This Week In Techdirt History: May 25th – 31st
Techdirt. 2025-05-31
Five Years Ago
This week in 2020, there was something of a spat between Donald Trump and Twitter. Trump announced a panel to study “anti-conservative bias” on social media, and went on some crazy Twitter tirades that raised complicated content moderation questions, and we wrote about what a mess the whole thing was. Then, Trump released a draft of an executive order about social media that was legally meaningless, and didn’t get any better in the official version. Mark Zuckerberg made some ridiculously wrong and self-serving statements about Twitter fact checking, and we explained why fact checking the president is not evidence of anti-conservative bias.
Ten Years Ago
This week in 2015, a disappointing Supreme Court ruling sided with patent trolls, while the Obama administration filed a totally clueless argument in another case about software copyrights.
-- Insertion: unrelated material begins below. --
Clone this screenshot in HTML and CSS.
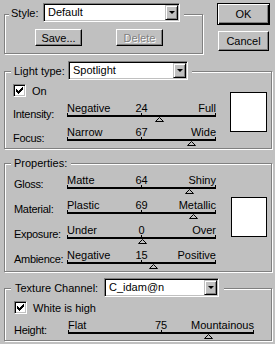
FILE: index.html
```html
<!DOCTYPE html>
<html lang="en">
<head>
  <meta charset="UTF-8" />
  <title>Lighting Effects</title>
  <link rel="stylesheet" href="styles.css">
</head>
<body>
  <div class="dialog">

    <div class="top">
      <div class="group style-group">
        <div class="head">
          <span class="head-label">Style:</span>
          <div class="combo"><span class="value">Default</span><span class="arrow"></span></div>
        </div>
        <div class="btn-row">
          <button class="btn small">Save...</button>
          <button class="btn small" disabled>Delete</button>
        </div>
      </div>
      <div class="actions">
        <button class="btn default">OK</button>
        <button class="btn">Cancel</button>
      </div>
    </div>

    <div class="group light">
      <div class="head">
        <span class="head-label">Light type:</span>
        <div class="combo"><span class="value">Spotlight</span><span class="arrow"></span></div>
      </div>
      <div class="body">
        <div class="controls">
          <label class="checkrow">
            <span class="check"><svg width="7" height="7" viewBox="0 0 7 7"><path d="M0 2h1v1h1v1h1v-1h1v-1h1v-1h1v-1h1v3h-1v1h-1v1h-1v1h-1v1h-1v-1h-1v-1h-1z"/></svg></span>
            On
          </label>
          <div class="row">
            <span class="label">Intensity:</span>
            <div class="slider">
              <div class="scale"><span>Negative</span><span>24</span><span>Full</span></div>
              <div class="track"></div>
              <svg class="thumb" style="left: 62%" width="9" height="5" viewBox="0 0 9 5"><path d="M4.5 0.5L8.5 4.5H0.5Z"/></svg>
            </div>
          </div>
          <div class="row">
            <span class="label">Focus:</span>
            <div class="slider">
              <div class="scale"><span>Narrow</span><span>67</span><span>Wide</span></div>
              <div class="track"></div>
              <svg class="thumb" style="left: 83.5%" width="9" height="5" viewBox="0 0 9 5"><path d="M4.5 0.5L8.5 4.5H0.5Z"/></svg>
            </div>
          </div>
        </div>
        <div class="swatch"></div>
      </div>
    </div>

    <div class="group props">
      <div class="head">
        <span>Properties:</span>
      </div>
      <div class="body">
        <div class="controls">
          <div class="row">
            <span class="label">Gloss:</span>
            <div class="slider">
              <div class="scale"><span>Matte</span><span>64</span><span>Shiny</span></div>
              <div class="track"></div>
              <svg class="thumb" style="left: 82%" width="9" height="5" viewBox="0 0 9 5"><path d="M4.5 0.5L8.5 4.5H0.5Z"/></svg>
            </div>
          </div>
          <div class="row">
            <span class="label">Material:</span>
            <div class="slider">
              <div class="scale"><span>Plastic</span><span>69</span><span>Metallic</span></div>
              <div class="track"></div>
              <svg class="thumb" style="left: 84.5%" width="9" height="5" viewBox="0 0 9 5"><path d="M4.5 0.5L8.5 4.5H0.5Z"/></svg>
            </div>
          </div>
          <div class="row">
            <span class="label">Exposure:</span>
            <div class="slider">
              <div class="scale"><span>Under</span><span>0</span><span>Over</span></div>
              <div class="track"></div>
              <svg class="thumb" style="left: 50%" width="9" height="5" viewBox="0 0 9 5"><path d="M4.5 0.5L8.5 4.5H0.5Z"/></svg>
            </div>
          </div>
          <div class="row">
            <span class="label">Ambience:</span>
            <div class="slider">
              <div class="scale"><span>Negative</span><span>15</span><span>Positive</span></div>
              <div class="track"></div>
              <svg class="thumb" style="left: 57.5%" width="9" height="5" viewBox="0 0 9 5"><path d="M4.5 0.5L8.5 4.5H0.5Z"/></svg>
            </div>
          </div>
        </div>
        <div class="swatch"></div>
      </div>
    </div>

    <div class="group texture">
      <div class="head">
        <span class="head-label">Texture Channel:</span>
        <div class="combo"><span class="value">C_idam@n</span><span class="arrow"></span></div>
      </div>
      <div class="controls">
        <label class="checkrow">
          <span class="check"><svg width="7" height="7" viewBox="0 0 7 7"><path d="M0 2h1v1h1v1h1v-1h1v-1h1v-1h1v-1h1v3h-1v1h-1v1h-1v1h-1v1h-1v-1h-1v-1h-1z"/></svg></span>
          White is high
        </label>
        <div class="row">
          <span class="label">Height:</span>
          <div class="slider wide">
            <div class="scale"><span>Flat</span><span>75</span><span>Mountainous</span></div>
            <div class="track"></div>
            <svg class="thumb" style="left: 75%" width="9" height="5" viewBox="0 0 9 5"><path d="M4.5 0.5L8.5 4.5H0.5Z"/></svg>
          </div>
        </div>
      </div>
    </div>

  </div>
</body>
</html>
```

FILE: styles.css
```css
* {
  box-sizing: border-box;
}

body {
  margin: 0;
  background: #c0c0c0;
  font-family: "Liberation Sans", Arial, sans-serif;
  font-size: 11px;
  color: #000;
}

.dialog {
  width: 275px;
  height: 344px;
  padding-left: 4px;
  overflow: hidden;
}

/* etched group frame */
.group {
  border: 1px solid #808080;
  box-shadow: 1px 1px 0 #fff, inset 1px 1px 0 #fff;
}

.head {
  display: flex;
  align-items: center;
  width: max-content;
  height: 19px;
  margin: -11px 0 0 6px;
  padding: 0 4px 0 3px;
  background: #c0c0c0;
}

.head-label {
  flex: none;
}

/* combo box */
.combo {
  display: flex;
  height: 19px;
  padding: 1px;
  background: #fff;
  border: 1px solid;
  border-color: #808080 #fff #fff #808080;
  box-shadow: inset 1px 1px 0 #000, inset -1px -1px 0 #c0c0c0;
}

.combo .value {
  flex: 1;
  padding-left: 3px;
  line-height: 15px;
  white-space: nowrap;
}

.combo .arrow {
  display: flex;
  align-items: center;
  justify-content: center;
  width: 13px;
  background: #c0c0c0;
  border: 1px solid;
  border-color: #c0c0c0 #000 #000 #c0c0c0;
  box-shadow: inset 1px 1px 0 #fff, inset -1px -1px 0 #808080;
}

.combo .arrow::before {
  content: "";
  border-left: 3px solid transparent;
  border-right: 3px solid transparent;
  border-top: 3px solid #000;
}

/* buttons */
.btn {
  font: inherit;
  color: #000;
  background: #c0c0c0;
  border: 1px solid;
  border-color: #fff #000 #000 #fff;
  box-shadow: inset -1px -1px 0 #808080;
  padding: 0;
  width: 51px;
  height: 20px;
}

.btn:disabled {
  color: #808080;
  text-shadow: 1px 1px 0 #fff;
}

.btn.default {
  width: 53px;
  height: 22px;
  border-color: #000;
  box-shadow: inset 1px 1px 0 #fff, inset -1px -1px 0 #000, inset -2px -2px 0 #808080;
}

.btn.small {
  width: 47px;
  height: 17px;
}

/* top area */
.top {
  display: flex;
  align-items: flex-start;
}

.style-group {
  width: 199px;
  height: 40px;
  margin-top: 14px;
}

.style-group .head {
  margin-left: 4px;
  margin-top: -12px;
  padding-left: 2px;
}

.style-group .head-label {
  width: 32px;
}

.style-group .combo {
  width: 137px;
}

.btn-row {
  display: flex;
  gap: 34px;
  margin: 7px 0 0 30px;
}

.actions {
  display: flex;
  flex-direction: column;
  align-items: center;
  gap: 6px;
  margin: 3px 0 0 14px;
}

/* shared group body */
.body {
  display: flex;
  align-items: flex-start;
}

.checkrow {
  display: flex;
  align-items: center;
  gap: 6px;
  height: 13px;
}

.check {
  display: flex;
  align-items: center;
  justify-content: center;
  width: 13px;
  height: 13px;
  background: #fff;
  border: 1px solid;
  border-color: #808080 #fff #fff #808080;
  box-shadow: inset 1px 1px 0 #000, inset -1px -1px 0 #c0c0c0;
}

.check svg {
  fill: #000;
}

.row {
  display: flex;
  align-items: flex-start;
  margin-top: 6px;
}

.label {
  width: 54px;
  line-height: 12px;
  letter-spacing: -0.3px;
  white-space: nowrap;
}

/* slider */
.slider {
  position: relative;
  width: 149px;
  height: 19px;
}

.slider.wide {
  width: 186px;
}

.scale {
  display: grid;
  grid-template-columns: 1fr auto 1fr;
  height: 12px;
  line-height: 11px;
  white-space: nowrap;
}

.scale span:last-child {
  text-align: right;
}

.track {
  position: relative;
  height: 2px;
  background: #000;
}

.track::before {
  content: "";
  position: absolute;
  left: 0;
  right: 0;
  top: -2px;
  height: 2px;
  background:
    linear-gradient(#000, #000) left / 1px 100% no-repeat,
    linear-gradient(#000, #000) center / 1px 100% no-repeat,
    linear-gradient(#000, #000) right / 1px 100% no-repeat;
}

.thumb {
  position: absolute;
  top: 14px;
  margin-left: -4px;
  fill: #c0c0c0;
  stroke: #000;
}

.swatch {
  flex: none;
  background: #fff;
  border: 1px solid #000;
}

/* light group */
.light {
  width: 268px;
  height: 78px;
  margin-top: 17px;
}

.light .head-label {
  width: 54px;
}

.light .combo {
  width: 120px;
}

.light .controls {
  padding-left: 8px;
}

.light .checkrow {
  margin-top: 4px;
}

.light .row:nth-of-type(2) {
  margin-top: 5px;
}

.light .label {
  margin-top: 5px;
}

.light .swatch {
  width: 37px;
  height: 40px;
  margin: 12px 0 0 14px;
}

/* properties group */
.props {
  width: 268px;
  height: 109px;
  margin-top: 14px;
}

.props .controls {
  padding-left: 9px;
}

.props .row:first-child {
  margin-top: 3px;
}

.props .label {
  width: 53px;
  margin-top: 3px;
}

.props .swatch {
  width: 36px;
  height: 40px;
  margin: 25px 0 0 15px;
}

/* texture group */
.texture {
  width: 268px;
  height: 53px;
  margin-top: 16px;
}

.texture .head {
  padding: 0 5px 0 4px;
}

.texture .head-label {
  width: 89px;
}

.texture .combo {
  width: 115px;
}

.texture .controls {
  padding-left: 9px;
}

.texture .checkrow {
  margin-top: 4px;
}

.texture .label {
  margin-top: 4px;
}
```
A judge in Ohio was getting fed up with Malibu Media, Richard Prince’s latest art project continued pushing the boundaries of copyright law, and Cox was facing a lawsuit from Rightscorp that they called “extortionate”. The UK government was going Full Orwell with its suppression of free speech, while a UN report came out strongly in defense of encryption and anonymity online. This was also the week that Silk Road mastermind Ross Ulbricht was sentenced to life in prison.
Fifteen Years Ago
This week in 2010, Lady Gaga joined the ranks of musicians who weren’t freaking out about piracy, while James Murdoch was giving confused lectures about copyright. We wondered why politicians kept using unlicensed music in their commercials, and why customs officers should be in charge of determining what counts as a copyright circumvention device. Infamous copyright trolls were out in force, with US Copyright Group threatening ISPs that refuse to cough up user names and commencing its mass lawsuit program for the producers of Hurt Locker, while ACS:Law was trying to get people who deny infringement to incriminate themselves. And one bizarre copyright fight broke out over the millennia old Tao Te Ching.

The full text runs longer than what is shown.